- _Task input_

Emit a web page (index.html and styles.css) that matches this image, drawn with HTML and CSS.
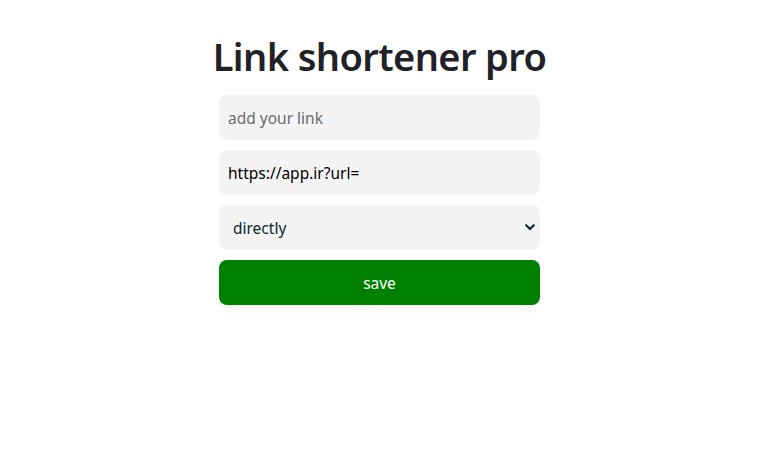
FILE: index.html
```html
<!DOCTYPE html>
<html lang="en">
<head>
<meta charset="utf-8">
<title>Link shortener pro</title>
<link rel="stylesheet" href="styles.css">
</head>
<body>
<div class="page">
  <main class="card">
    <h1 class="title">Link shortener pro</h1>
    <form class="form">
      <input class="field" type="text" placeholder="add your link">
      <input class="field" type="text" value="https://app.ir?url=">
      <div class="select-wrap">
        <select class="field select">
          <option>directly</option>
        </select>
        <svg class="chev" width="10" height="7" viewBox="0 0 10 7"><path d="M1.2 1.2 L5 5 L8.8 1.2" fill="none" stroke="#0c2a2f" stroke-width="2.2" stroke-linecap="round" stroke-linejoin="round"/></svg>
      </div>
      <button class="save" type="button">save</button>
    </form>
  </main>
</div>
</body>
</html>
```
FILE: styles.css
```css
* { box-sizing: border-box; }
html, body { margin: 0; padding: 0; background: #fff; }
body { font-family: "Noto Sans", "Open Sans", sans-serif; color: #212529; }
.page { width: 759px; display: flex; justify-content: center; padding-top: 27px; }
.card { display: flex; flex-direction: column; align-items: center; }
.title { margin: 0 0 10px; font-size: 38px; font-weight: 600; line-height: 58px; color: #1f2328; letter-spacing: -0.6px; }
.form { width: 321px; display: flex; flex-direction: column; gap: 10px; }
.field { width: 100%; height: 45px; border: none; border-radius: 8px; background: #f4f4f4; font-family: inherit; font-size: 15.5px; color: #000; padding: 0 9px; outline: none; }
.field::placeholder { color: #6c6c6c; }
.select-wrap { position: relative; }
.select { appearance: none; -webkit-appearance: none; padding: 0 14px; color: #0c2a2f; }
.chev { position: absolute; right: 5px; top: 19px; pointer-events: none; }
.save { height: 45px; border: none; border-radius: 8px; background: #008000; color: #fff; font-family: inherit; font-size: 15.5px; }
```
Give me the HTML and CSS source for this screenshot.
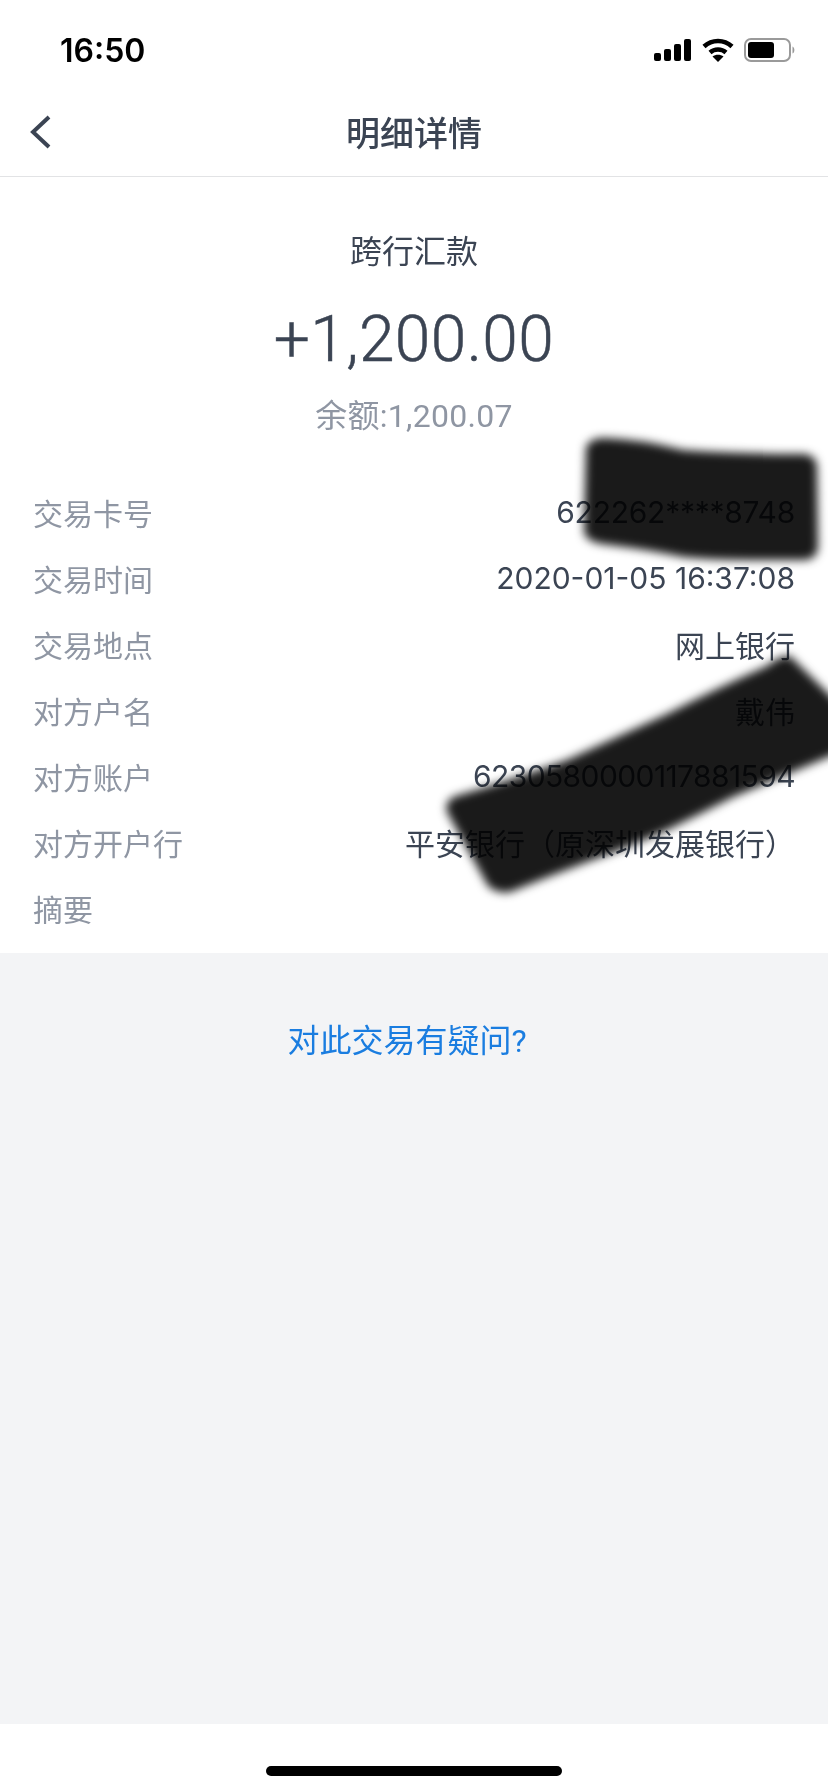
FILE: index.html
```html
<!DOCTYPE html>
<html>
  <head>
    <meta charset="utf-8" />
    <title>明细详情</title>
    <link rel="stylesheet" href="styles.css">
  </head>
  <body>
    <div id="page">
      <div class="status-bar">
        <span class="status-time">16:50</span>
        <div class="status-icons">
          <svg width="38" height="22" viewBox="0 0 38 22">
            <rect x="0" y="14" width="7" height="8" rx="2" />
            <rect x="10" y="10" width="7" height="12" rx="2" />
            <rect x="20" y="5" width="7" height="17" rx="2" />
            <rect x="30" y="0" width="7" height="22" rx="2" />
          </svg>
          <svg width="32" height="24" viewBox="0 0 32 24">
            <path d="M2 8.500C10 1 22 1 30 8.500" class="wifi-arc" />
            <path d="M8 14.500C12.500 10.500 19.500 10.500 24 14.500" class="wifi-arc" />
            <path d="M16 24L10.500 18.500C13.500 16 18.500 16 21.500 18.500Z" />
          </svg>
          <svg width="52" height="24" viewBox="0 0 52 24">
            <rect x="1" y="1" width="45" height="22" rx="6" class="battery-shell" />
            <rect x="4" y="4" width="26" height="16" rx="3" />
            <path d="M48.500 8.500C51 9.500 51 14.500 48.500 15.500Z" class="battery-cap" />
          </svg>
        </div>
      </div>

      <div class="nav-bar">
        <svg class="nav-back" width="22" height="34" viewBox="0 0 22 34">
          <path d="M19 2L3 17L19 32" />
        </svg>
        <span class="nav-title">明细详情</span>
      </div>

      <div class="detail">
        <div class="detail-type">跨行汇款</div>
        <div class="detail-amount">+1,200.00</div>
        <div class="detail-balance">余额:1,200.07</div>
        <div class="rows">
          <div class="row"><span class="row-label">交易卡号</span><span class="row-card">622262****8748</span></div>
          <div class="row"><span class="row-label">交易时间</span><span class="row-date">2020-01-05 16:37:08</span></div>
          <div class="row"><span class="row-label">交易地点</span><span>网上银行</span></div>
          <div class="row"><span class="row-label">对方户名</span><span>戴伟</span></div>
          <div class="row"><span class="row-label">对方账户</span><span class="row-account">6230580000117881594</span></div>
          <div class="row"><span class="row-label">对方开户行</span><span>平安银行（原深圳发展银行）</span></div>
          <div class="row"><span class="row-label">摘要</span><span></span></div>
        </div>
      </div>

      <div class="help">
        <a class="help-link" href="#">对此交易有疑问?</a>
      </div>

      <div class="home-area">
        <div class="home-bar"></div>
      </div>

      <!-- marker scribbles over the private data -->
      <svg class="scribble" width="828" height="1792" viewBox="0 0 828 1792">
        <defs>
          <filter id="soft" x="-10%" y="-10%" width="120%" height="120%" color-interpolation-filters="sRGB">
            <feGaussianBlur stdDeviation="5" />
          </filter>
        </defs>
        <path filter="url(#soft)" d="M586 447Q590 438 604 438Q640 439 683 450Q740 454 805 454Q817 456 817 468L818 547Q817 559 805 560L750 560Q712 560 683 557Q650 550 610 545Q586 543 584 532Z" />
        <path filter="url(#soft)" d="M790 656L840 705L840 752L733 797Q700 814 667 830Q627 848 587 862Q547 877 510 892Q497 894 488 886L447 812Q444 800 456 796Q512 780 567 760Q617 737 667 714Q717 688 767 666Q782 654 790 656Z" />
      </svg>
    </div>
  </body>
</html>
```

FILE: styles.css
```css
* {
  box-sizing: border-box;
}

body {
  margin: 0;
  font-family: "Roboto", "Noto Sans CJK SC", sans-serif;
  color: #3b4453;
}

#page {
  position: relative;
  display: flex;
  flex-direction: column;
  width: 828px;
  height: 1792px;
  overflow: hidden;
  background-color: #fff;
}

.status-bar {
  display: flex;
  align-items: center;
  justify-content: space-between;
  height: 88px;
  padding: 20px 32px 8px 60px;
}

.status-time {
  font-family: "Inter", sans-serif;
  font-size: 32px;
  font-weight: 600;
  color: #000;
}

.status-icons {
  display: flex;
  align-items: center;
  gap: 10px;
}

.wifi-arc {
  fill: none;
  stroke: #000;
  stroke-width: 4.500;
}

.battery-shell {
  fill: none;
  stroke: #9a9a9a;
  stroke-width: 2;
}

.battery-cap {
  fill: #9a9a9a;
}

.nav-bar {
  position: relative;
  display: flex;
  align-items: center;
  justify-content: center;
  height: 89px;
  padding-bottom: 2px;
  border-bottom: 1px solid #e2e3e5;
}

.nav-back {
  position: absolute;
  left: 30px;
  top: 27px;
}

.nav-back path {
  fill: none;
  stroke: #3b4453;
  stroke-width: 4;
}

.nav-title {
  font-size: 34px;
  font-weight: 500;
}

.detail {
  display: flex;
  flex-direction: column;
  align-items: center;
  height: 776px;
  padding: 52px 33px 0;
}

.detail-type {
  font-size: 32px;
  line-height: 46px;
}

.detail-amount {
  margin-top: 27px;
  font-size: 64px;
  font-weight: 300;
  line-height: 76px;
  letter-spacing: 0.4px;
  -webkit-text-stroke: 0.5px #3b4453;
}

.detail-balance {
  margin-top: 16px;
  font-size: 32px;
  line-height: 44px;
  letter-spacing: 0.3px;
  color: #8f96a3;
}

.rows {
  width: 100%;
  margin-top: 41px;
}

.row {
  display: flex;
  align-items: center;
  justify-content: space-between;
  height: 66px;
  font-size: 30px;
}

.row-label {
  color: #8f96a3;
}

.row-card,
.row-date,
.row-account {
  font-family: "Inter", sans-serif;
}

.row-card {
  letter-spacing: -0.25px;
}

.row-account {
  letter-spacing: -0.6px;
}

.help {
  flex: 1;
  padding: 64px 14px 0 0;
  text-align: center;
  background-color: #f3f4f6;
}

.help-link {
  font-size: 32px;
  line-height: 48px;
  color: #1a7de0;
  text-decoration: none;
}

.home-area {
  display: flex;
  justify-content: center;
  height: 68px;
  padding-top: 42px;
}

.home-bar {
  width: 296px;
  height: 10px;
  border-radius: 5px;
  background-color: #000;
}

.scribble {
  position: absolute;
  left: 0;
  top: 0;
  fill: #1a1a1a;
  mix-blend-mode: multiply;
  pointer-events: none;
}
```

- _Exercise prompt_
Gather each line in the entries above where the string "this" is found.

- _Reply_
Emit a web page (index.html and styles.css) that matches this image, drawn with HTML and CSS.
Give me the HTML and CSS source for this screenshot.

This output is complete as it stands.